Quantum Support Vector Machines for Aerodynamic Classification

Abstract

Aerodynamics plays an important role in the aviation industry and aircraft design. Detecting and minimizing the phenomenon of flow separation from scattered pressure data on the airfoil is critical for ensuring stable and efficient aviation. However, given that it is challenging to understand the mechanics of flow-field separation, aerodynamic parameters are emphasized for the identification and control of flow separation. The mechanics of flow-field separation have been extensively investigated using traditional algorithms and machine learning methods such as support vector machine (SVM) models. Recently, growing interest in quantum computing and its applications in various research communities has shed light on the use of quantum techniques to solve aerodynamic problems. In this study, we applied qSVM, a quantum SVM algorithm based on the quantum annealing model, to identify flow separation and compared its performance to that of the widely used classical SVM. We demonstrated that our approach outperforms the classical SVM with an 11.1% increase in accuracy, from 0.818 to 0.909, for this binary classification task.
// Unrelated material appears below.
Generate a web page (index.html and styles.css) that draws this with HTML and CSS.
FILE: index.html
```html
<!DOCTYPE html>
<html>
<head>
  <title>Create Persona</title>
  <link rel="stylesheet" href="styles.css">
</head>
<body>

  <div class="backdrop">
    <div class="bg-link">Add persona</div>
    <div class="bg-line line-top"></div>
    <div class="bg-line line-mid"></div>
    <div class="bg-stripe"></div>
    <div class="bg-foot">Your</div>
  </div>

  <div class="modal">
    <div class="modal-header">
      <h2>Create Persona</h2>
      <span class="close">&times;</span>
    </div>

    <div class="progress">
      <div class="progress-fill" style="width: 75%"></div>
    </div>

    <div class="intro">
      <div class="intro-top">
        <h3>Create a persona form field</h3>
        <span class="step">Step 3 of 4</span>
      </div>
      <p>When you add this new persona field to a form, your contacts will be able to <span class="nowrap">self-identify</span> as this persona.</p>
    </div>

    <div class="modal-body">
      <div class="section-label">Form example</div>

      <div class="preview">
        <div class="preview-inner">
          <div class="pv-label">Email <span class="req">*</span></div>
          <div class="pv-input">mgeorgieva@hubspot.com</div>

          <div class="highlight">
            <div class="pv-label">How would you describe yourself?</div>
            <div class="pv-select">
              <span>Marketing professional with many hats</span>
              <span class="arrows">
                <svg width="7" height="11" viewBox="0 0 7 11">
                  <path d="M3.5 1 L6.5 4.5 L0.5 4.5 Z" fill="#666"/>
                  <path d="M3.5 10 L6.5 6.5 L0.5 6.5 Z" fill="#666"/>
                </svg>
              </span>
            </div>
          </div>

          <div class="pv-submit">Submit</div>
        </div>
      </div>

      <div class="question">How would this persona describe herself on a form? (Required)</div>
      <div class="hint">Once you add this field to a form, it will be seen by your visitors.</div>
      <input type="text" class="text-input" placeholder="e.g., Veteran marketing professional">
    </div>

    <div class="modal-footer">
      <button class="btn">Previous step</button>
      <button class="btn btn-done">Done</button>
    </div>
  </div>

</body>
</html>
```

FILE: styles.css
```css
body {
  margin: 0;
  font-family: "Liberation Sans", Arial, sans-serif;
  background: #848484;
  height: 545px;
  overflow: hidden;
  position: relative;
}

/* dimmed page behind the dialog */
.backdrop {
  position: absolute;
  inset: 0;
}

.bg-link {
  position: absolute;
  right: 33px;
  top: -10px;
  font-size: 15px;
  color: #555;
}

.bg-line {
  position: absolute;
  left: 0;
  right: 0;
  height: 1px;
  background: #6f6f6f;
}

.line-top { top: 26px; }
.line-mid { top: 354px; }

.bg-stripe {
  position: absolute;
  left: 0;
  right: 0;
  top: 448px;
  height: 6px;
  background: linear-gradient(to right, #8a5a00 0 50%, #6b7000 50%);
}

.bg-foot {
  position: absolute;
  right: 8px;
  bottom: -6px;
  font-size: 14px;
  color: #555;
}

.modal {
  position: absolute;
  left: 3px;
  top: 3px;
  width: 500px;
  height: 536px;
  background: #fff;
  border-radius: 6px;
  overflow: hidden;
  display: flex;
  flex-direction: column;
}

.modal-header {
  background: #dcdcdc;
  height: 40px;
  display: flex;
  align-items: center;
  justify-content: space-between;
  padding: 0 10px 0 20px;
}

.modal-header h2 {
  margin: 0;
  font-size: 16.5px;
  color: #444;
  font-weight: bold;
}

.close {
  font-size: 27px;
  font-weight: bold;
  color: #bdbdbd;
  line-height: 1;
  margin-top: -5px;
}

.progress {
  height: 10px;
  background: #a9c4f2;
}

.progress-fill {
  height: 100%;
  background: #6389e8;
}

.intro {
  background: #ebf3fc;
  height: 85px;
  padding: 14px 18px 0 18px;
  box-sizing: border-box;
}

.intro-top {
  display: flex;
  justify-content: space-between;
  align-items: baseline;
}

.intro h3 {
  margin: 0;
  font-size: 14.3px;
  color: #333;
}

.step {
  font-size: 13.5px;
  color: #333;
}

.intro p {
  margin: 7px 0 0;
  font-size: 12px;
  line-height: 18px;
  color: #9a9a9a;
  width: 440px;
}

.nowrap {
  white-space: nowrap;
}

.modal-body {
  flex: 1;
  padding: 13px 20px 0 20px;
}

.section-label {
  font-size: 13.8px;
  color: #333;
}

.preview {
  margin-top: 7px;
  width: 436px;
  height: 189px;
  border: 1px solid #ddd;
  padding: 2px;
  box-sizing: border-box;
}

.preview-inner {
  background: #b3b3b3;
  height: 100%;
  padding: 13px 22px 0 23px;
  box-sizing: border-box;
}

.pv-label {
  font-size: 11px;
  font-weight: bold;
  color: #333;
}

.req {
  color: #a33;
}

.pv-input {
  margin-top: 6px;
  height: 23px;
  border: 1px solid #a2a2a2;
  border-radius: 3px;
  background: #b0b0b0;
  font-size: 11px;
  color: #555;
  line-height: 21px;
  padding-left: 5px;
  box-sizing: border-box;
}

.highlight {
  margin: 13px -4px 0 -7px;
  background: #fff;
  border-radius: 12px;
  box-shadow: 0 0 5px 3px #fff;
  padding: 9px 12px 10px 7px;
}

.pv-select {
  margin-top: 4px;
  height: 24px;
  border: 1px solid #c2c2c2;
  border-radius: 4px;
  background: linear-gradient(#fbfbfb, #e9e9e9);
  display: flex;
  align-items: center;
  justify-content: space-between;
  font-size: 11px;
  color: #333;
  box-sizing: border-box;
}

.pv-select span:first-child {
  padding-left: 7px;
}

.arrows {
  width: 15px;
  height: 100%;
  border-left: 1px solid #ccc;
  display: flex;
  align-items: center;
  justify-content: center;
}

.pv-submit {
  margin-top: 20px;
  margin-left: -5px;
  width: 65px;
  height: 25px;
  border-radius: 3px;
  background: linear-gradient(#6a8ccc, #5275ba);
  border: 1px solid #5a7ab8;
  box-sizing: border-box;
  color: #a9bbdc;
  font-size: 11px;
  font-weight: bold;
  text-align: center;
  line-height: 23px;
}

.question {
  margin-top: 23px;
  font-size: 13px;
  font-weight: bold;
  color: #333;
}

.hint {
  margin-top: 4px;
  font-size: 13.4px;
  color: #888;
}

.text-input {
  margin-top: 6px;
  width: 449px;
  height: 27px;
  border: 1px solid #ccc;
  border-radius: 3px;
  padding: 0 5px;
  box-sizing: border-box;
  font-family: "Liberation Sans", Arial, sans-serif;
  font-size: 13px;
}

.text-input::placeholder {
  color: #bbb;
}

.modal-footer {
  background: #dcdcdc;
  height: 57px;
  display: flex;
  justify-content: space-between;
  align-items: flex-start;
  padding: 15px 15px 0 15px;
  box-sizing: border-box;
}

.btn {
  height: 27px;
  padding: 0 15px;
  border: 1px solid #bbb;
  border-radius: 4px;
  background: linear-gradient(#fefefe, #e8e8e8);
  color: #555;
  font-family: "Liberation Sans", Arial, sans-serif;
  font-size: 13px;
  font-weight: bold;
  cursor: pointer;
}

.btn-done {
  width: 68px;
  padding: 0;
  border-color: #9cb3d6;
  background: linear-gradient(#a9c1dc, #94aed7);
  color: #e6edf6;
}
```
We further developed a multiclass qSVM based on a one-against-all algorithm and applied it to the classification of multiple angles of attack on the wings, where its advantage over its classical multiclass counterparts was maintained with a 17.9% increase in accuracy, from 0.67 to 0.79. Our study demonstrates a useful quantum technique for classifying flow separation scenarios and may promote the investigation of quantum computing applications in fluid dynamics.